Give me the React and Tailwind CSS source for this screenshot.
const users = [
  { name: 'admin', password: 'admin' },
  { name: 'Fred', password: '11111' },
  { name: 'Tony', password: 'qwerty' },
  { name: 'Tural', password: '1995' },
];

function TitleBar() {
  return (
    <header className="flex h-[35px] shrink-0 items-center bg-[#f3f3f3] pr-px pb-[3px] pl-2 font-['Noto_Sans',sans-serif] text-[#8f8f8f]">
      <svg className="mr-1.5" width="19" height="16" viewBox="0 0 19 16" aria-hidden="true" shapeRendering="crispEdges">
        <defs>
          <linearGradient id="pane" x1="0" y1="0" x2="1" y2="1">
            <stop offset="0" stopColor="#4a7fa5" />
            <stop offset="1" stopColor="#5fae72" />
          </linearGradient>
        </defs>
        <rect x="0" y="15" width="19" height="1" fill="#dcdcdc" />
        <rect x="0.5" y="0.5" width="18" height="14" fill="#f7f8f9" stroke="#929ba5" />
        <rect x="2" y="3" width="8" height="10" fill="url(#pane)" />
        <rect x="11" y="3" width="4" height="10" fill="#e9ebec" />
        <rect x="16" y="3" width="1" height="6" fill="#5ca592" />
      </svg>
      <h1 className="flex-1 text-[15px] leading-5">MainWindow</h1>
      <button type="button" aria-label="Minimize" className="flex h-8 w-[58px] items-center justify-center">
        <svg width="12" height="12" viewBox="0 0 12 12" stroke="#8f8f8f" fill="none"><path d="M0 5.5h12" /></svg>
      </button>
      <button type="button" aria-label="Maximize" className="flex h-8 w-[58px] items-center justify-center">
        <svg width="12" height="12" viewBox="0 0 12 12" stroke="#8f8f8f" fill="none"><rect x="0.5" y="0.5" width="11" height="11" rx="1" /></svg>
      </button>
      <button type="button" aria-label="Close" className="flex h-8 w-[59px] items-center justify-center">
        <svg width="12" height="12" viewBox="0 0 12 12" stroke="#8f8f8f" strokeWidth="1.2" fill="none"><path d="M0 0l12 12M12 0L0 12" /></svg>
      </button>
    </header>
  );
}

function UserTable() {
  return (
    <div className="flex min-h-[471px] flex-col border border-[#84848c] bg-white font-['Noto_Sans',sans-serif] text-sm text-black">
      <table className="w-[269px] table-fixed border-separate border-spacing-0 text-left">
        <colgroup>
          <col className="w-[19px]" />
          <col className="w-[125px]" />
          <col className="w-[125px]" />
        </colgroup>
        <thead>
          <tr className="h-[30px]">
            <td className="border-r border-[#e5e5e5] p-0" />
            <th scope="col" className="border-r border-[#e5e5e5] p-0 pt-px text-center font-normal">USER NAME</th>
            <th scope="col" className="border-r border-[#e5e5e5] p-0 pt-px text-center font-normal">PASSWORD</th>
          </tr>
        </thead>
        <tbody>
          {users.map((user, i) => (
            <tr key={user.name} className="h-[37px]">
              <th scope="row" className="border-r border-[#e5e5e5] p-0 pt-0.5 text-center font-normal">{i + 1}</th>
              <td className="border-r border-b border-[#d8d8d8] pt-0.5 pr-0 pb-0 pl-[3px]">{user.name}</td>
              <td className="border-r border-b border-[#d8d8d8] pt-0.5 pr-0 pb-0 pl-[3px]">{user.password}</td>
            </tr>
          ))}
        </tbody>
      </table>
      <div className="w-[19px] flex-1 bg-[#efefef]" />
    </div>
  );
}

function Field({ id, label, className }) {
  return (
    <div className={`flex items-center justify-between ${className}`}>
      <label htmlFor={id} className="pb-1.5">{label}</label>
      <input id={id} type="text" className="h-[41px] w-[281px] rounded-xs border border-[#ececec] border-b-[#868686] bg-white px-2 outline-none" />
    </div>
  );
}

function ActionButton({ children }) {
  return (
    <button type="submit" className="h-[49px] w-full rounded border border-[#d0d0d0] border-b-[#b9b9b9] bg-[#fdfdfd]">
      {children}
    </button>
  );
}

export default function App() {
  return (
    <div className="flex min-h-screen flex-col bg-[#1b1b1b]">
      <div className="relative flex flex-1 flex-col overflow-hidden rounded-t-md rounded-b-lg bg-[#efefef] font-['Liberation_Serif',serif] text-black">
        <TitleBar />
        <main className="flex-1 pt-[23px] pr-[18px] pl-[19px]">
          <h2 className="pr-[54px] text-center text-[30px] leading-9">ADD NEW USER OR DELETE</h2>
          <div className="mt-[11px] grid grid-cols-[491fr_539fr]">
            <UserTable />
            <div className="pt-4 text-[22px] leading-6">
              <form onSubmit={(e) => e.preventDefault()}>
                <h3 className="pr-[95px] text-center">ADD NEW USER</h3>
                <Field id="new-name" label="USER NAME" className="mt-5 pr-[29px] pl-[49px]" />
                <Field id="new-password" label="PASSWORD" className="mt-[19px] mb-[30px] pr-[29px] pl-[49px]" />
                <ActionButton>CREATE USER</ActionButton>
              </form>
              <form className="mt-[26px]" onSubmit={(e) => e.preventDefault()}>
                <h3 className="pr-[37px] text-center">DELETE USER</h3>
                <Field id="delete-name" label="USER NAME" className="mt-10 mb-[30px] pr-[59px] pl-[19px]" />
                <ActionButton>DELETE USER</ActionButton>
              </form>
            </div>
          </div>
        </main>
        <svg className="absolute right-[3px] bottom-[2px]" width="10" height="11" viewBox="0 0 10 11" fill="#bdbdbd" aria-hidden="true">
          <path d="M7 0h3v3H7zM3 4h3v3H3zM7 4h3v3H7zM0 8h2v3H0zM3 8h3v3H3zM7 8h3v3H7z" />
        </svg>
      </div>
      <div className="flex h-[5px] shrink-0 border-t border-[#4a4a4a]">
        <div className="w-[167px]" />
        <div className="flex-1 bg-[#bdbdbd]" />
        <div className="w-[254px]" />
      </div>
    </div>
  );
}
━━━━
WHAT THE EXERCISE ASKS
Using the data above, output each line exactly.

THE REPLY
Give me the React and Tailwind CSS source for this screenshot.
const users = [
  { name: 'admin', password: 'admin' },
  { name: 'Fred', password: '11111' },
  { name: 'Tony', password: 'qwerty' },
  { name: 'Tural', password: '1995' },
];

function TitleBar() {
  return (
    <header className="flex h-[35px] shrink-0 items-center bg-[#f3f3f3] pr-px pb-[3px] pl-2 font-['Noto_Sans',sans-serif] text-[#8f8f8f]">
      <svg className="mr-1.5" width="19" height="16" viewBox="0 0 19 16" aria-hidden="true" shapeRendering="crispEdges">
        <defs>
          <linearGradient id="pane" x1="0" y1="0" x2="1" y2="1">
            <stop offset="0" stopColor="#4a7fa5" />
            <stop offset="1" stopColor="#5fae72" />
          </linearGradient>
        </defs>
        <rect x="0" y="15" width="19" height="1" fill="#dcdcdc" />
        <rect x="0.5" y="0.5" width="18" height="14" fill="#f7f8f9" stroke="#929ba5" />
        <rect x="2" y="3" width="8" height="10" fill="url(#pane)" />
        <rect x="11" y="3" width="4" height="10" fill="#e9ebec" />
        <rect x="16" y="3" width="1" height="6" fill="#5ca592" />
      </svg>
      <h1 className="flex-1 text-[15px] leading-5">MainWindow</h1>
      <button type="button" aria-label="Minimize" className="flex h-8 w-[58px] items-center justify-center">
        <svg width="12" height="12" viewBox="0 0 12 12" stroke="#8f8f8f" fill="none"><path d="M0 5.5h12" /></svg>
      </button>
      <button type="button" aria-label="Maximize" className="flex h-8 w-[58px] items-center justify-center">
        <svg width="12" height="12" viewBox="0 0 12 12" stroke="#8f8f8f" fill="none"><rect x="0.5" y="0.5" width="11" height="11" rx="1" /></svg>
      </button>
      <button type="button" aria-label="Close" className="flex h-8 w-[59px] items-center justify-center">
        <svg width="12" height="12" viewBox="0 0 12 12" stroke="#8f8f8f" strokeWidth="1.2" fill="none"><path d="M0 0l12 12M12 0L0 12" /></svg>
      </button>
    </header>
  );
}

function UserTable() {
  return (
    <div className="flex min-h-[471px] flex-col border border-[#84848c] bg-white font-['Noto_Sans',sans-serif] text-sm text-black">
      <table className="w-[269px] table-fixed border-separate border-spacing-0 text-left">
        <colgroup>
          <col className="w-[19px]" />
          <col className="w-[125px]" />
          <col className="w-[125px]" />
        </colgroup>
        <thead>
          <tr className="h-[30px]">
            <td className="border-r border-[#e5e5e5] p-0" />
            <th scope="col" className="border-r border-[#e5e5e5] p-0 pt-px text-center font-normal">USER NAME</th>
            <th scope="col" className="border-r border-[#e5e5e5] p-0 pt-px text-center font-normal">PASSWORD</th>
          </tr>
        </thead>
        <tbody>
          {users.map((user, i) => (
            <tr key={user.name} className="h-[37px]">
              <th scope="row" className="border-r border-[#e5e5e5] p-0 pt-0.5 text-center font-normal">{i + 1}</th>
              <td className="border-r border-b border-[#d8d8d8] pt-0.5 pr-0 pb-0 pl-[3px]">{user.name}</td>
              <td className="border-r border-b border-[#d8d8d8] pt-0.5 pr-0 pb-0 pl-[3px]">{user.password}</td>
            </tr>
          ))}
        </tbody>
      </table>
      <div className="w-[19px] flex-1 bg-[#efefef]" />
    </div>
  );
}

function Field({ id, label, className }) {
  return (
    <div className={`flex items-center justify-between ${className}`}>
      <label htmlFor={id} className="pb-1.5">{label}</label>
      <input id={id} type="text" className="h-[41px] w-[281px] rounded-xs border border-[#ececec] border-b-[#868686] bg-white px-2 outline-none" />
    </div>
  );
}

function ActionButton({ children }) {
  return (
    <button type="submit" className="h-[49px] w-full rounded border border-[#d0d0d0] border-b-[#b9b9b9] bg-[#fdfdfd]">
      {children}
    </button>
  );
}

export default function App() {
  return (
    <div className="flex min-h-screen flex-col bg-[#1b1b1b]">
      <div className="relative flex flex-1 flex-col overflow-hidden rounded-t-md rounded-b-lg bg-[#efefef] font-['Liberation_Serif',serif] text-black">
        <TitleBar />
        <main className="flex-1 pt-[23px] pr-[18px] pl-[19px]">
          <h2 className="pr-[54px] text-center text-[30px] leading-9">ADD NEW USER OR DELETE</h2>
          <div className="mt-[11px] grid grid-cols-[491fr_539fr]">
            <UserTable />
            <div className="pt-4 text-[22px] leading-6">
              <form onSubmit={(e) => e.preventDefault()}>
                <h3 className="pr-[95px] text-center">ADD NEW USER</h3>
                <Field id="new-name" label="USER NAME" className="mt-5 pr-[29px] pl-[49px]" />
                <Field id="new-password" label="PASSWORD" className="mt-[19px] mb-[30px] pr-[29px] pl-[49px]" />
                <ActionButton>CREATE USER</ActionButton>
              </form>
              <form className="mt-[26px]" onSubmit={(e) => e.preventDefault()}>
                <h3 className="pr-[37px] text-center">DELETE USER</h3>
                <Field id="delete-name" label="USER NAME" className="mt-10 mb-[30px] pr-[59px] pl-[19px]" />
                <ActionButton>DELETE USER</ActionButton>
              </form>
            </div>
          </div>
        </main>
        <svg className="absolute right-[3px] bottom-[2px]" width="10" height="11" viewBox="0 0 10 11" fill="#bdbdbd" aria-hidden="true">
          <path d="M7 0h3v3H7zM3 4h3v3H3zM7 4h3v3H7zM0 8h2v3H0zM3 8h3v3H3zM7 8h3v3H7z" />
        </svg>
      </div>
      <div className="flex h-[5px] shrink-0 border-t border-[#4a4a4a]">
        <div className="w-[167px]" />
        <div className="flex-1 bg-[#bdbdbd]" />
        <div className="w-[254px]" />
      </div>
    </div>
  );
}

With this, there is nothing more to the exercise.